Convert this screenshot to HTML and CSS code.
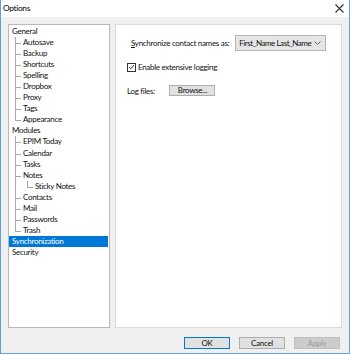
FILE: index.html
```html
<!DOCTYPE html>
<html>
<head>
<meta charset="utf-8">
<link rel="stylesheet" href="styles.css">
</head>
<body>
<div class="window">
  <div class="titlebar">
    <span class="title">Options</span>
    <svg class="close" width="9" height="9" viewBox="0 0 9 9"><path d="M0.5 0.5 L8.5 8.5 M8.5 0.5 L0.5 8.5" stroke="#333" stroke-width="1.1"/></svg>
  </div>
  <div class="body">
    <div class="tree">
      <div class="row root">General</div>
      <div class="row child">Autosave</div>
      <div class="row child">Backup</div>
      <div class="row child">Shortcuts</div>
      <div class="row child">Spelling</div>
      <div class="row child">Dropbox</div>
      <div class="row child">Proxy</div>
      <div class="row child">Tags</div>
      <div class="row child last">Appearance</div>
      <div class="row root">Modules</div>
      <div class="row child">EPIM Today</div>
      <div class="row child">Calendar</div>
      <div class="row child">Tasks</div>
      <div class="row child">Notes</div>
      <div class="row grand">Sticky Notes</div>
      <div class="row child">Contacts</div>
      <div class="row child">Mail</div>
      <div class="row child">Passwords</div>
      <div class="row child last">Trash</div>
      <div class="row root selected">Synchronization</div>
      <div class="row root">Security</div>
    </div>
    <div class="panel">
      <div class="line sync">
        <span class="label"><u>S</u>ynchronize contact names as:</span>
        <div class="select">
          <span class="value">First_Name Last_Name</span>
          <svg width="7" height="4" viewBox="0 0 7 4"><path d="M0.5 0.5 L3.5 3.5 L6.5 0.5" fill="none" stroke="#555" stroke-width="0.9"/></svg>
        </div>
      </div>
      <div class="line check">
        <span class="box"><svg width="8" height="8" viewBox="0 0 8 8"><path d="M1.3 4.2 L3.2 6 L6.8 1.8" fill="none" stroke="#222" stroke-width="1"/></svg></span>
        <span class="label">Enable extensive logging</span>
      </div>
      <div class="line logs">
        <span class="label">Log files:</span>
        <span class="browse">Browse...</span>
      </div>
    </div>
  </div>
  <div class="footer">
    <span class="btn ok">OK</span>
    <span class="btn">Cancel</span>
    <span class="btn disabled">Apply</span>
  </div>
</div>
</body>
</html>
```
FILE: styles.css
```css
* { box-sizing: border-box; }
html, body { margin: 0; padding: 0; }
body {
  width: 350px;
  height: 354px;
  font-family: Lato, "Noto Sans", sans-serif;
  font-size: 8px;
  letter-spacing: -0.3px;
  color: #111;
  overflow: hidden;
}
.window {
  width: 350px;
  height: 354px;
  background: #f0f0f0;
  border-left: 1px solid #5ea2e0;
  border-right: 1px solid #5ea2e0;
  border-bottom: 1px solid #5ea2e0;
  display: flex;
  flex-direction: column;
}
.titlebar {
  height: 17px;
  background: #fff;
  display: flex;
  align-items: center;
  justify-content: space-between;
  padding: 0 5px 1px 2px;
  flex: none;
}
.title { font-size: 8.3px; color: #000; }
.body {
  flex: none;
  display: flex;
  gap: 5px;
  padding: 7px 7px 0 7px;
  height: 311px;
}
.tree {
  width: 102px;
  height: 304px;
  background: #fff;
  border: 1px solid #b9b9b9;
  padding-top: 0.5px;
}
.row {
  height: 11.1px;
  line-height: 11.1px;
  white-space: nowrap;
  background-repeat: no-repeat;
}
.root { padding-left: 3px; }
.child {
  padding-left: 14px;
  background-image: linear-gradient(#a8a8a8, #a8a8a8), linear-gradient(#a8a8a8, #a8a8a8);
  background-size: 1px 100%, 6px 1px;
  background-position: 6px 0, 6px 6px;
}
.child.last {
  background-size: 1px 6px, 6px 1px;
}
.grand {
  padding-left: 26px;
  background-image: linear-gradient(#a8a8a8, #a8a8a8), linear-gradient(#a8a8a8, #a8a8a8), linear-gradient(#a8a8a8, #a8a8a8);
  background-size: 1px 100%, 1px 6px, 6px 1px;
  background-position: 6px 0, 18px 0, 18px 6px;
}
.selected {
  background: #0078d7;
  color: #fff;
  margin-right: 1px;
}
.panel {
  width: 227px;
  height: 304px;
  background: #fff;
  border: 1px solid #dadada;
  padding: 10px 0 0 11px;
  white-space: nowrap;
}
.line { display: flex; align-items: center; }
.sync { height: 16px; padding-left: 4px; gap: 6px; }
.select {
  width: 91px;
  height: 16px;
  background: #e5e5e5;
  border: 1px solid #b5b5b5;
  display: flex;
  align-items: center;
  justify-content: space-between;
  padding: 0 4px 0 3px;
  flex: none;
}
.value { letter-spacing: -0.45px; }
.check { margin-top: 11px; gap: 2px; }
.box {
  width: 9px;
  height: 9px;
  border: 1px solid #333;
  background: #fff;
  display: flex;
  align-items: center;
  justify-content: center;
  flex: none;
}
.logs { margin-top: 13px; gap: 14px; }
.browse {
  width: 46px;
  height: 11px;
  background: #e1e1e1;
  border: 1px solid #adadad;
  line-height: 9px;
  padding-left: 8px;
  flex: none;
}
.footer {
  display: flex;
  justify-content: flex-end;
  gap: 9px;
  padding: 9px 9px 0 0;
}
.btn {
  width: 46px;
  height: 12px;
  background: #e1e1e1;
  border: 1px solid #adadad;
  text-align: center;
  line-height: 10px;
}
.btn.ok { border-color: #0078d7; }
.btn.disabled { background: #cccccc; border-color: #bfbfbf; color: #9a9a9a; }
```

------------

- GIVEN EXERCISE:
Omit every picture while copying the listing above exactly.

- RESULT OF THIS TASK:
Convert this screenshot to HTML and CSS code.
FILE: index.html
```html
<!DOCTYPE html>
<html>
<head>
<meta charset="utf-8">
<link rel="stylesheet" href="styles.css">
</head>
<body>
<div class="window">
  <div class="titlebar">
    <span class="title">Options</span>
    <svg class="close" width="9" height="9" viewBox="0 0 9 9"><path d="M0.5 0.5 L8.5 8.5 M8.5 0.5 L0.5 8.5" stroke="#333" stroke-width="1.1"/></svg>
  </div>
  <div class="body">
    <div class="tree">
      <div class="row root">General</div>
      <div class="row child">Autosave</div>
      <div class="row child">Backup</div>
      <div class="row child">Shortcuts</div>
      <div class="row child">Spelling</div>
      <div class="row child">Dropbox</div>
      <div class="row child">Proxy</div>
      <div class="row child">Tags</div>
      <div class="row child last">Appearance</div>
      <div class="row root">Modules</div>
      <div class="row child">EPIM Today</div>
      <div class="row child">Calendar</div>
      <div class="row child">Tasks</div>
      <div class="row child">Notes</div>
      <div class="row grand">Sticky Notes</div>
      <div class="row child">Contacts</div>
      <div class="row child">Mail</div>
      <div class="row child">Passwords</div>
      <div class="row child last">Trash</div>
      <div class="row root selected">Synchronization</div>
      <div class="row root">Security</div>
    </div>
    <div class="panel">
      <div class="line sync">
        <span class="label"><u>S</u>ynchronize contact names as:</span>
        <div class="select">
          <span class="value">First_Name Last_Name</span>
          <svg width="7" height="4" viewBox="0 0 7 4"><path d="M0.5 0.5 L3.5 3.5 L6.5 0.5" fill="none" stroke="#555" stroke-width="0.9"/></svg>
        </div>
      </div>
      <div class="line check">
        <span class="box"><svg width="8" height="8" viewBox="0 0 8 8"><path d="M1.3 4.2 L3.2 6 L6.8 1.8" fill="none" stroke="#222" stroke-width="1"/></svg></span>
        <span class="label">Enable extensive logging</span>
      </div>
      <div class="line logs">
        <span class="label">Log files:</span>
        <span class="browse">Browse...</span>
      </div>
    </div>
  </div>
  <div class="footer">
    <span class="btn ok">OK</span>
    <span class="btn">Cancel</span>
    <span class="btn disabled">Apply</span>
  </div>
</div>
</body>
</html>
```
FILE: styles.css
```css
* { box-sizing: border-box; }
html, body { margin: 0; padding: 0; }
body {
  width: 350px;
  height: 354px;
  font-family: Lato, "Noto Sans", sans-serif;
  font-size: 8px;
  letter-spacing: -0.3px;
  color: #111;
  overflow: hidden;
}
.window {
  width: 350px;
  height: 354px;
  background: #f0f0f0;
  border-left: 1px solid #5ea2e0;
  border-right: 1px solid #5ea2e0;
  border-bottom: 1px solid #5ea2e0;
  display: flex;
  flex-direction: column;
}
.titlebar {
  height: 17px;
  background: #fff;
  display: flex;
  align-items: center;
  justify-content: space-between;
  padding: 0 5px 1px 2px;
  flex: none;
}
.title { font-size: 8.3px; color: #000; }
.body {
  flex: none;
  display: flex;
  gap: 5px;
  padding: 7px 7px 0 7px;
  height: 311px;
}
.tree {
  width: 102px;
  height: 304px;
  background: #fff;
  border: 1px solid #b9b9b9;
  padding-top: 0.5px;
}
.row {
  height: 11.1px;
  line-height: 11.1px;
  white-space: nowrap;
  background-repeat: no-repeat;
}
.root { padding-left: 3px; }
.child {
  padding-left: 14px;
  background-image: linear-gradient(#a8a8a8, #a8a8a8), linear-gradient(#a8a8a8, #a8a8a8);
  background-size: 1px 100%, 6px 1px;
  background-position: 6px 0, 6px 6px;
}
.child.last {
  background-size: 1px 6px, 6px 1px;
}
.grand {
  padding-left: 26px;
  background-image: linear-gradient(#a8a8a8, #a8a8a8), linear-gradient(#a8a8a8, #a8a8a8), linear-gradient(#a8a8a8, #a8a8a8);
  background-size: 1px 100%, 1px 6px, 6px 1px;
  background-position: 6px 0, 18px 0, 18px 6px;
}
.selected {
  background: #0078d7;
  color: #fff;
  margin-right: 1px;
}
.panel {
  width: 227px;
  height: 304px;
  background: #fff;
  border: 1px solid #dadada;
  padding: 10px 0 0 11px;
  white-space: nowrap;
}
.line { display: flex; align-items: center; }
.sync { height: 16px; padding-left: 4px; gap: 6px; }
.select {
  width: 91px;
  height: 16px;
  background: #e5e5e5;
  border: 1px solid #b5b5b5;
  display: flex;
  align-items: center;
  justify-content: space-between;
  padding: 0 4px 0 3px;
  flex: none;
}
.value { letter-spacing: -0.45px; }
.check { margin-top: 11px; gap: 2px; }
.box {
  width: 9px;
  height: 9px;
  border: 1px solid #333;
  background: #fff;
  display: flex;
  align-items: center;
  justify-content: center;
  flex: none;
}
.logs { margin-top: 13px; gap: 14px; }
.browse {
  width: 46px;
  height: 11px;
  background: #e1e1e1;
  border: 1px solid #adadad;
  line-height: 9px;
  padding-left: 8px;
  flex: none;
}
.footer {
  display: flex;
  justify-content: flex-end;
  gap: 9px;
  padding: 9px 9px 0 0;
}
.btn {
  width: 46px;
  height: 12px;
  background: #e1e1e1;
  border: 1px solid #adadad;
  text-align: center;
  line-height: 10px;
}
.btn.ok { border-color: #0078d7; }
.btn.disabled { background: #cccccc; border-color: #bfbfbf; color: #9a9a9a; }
```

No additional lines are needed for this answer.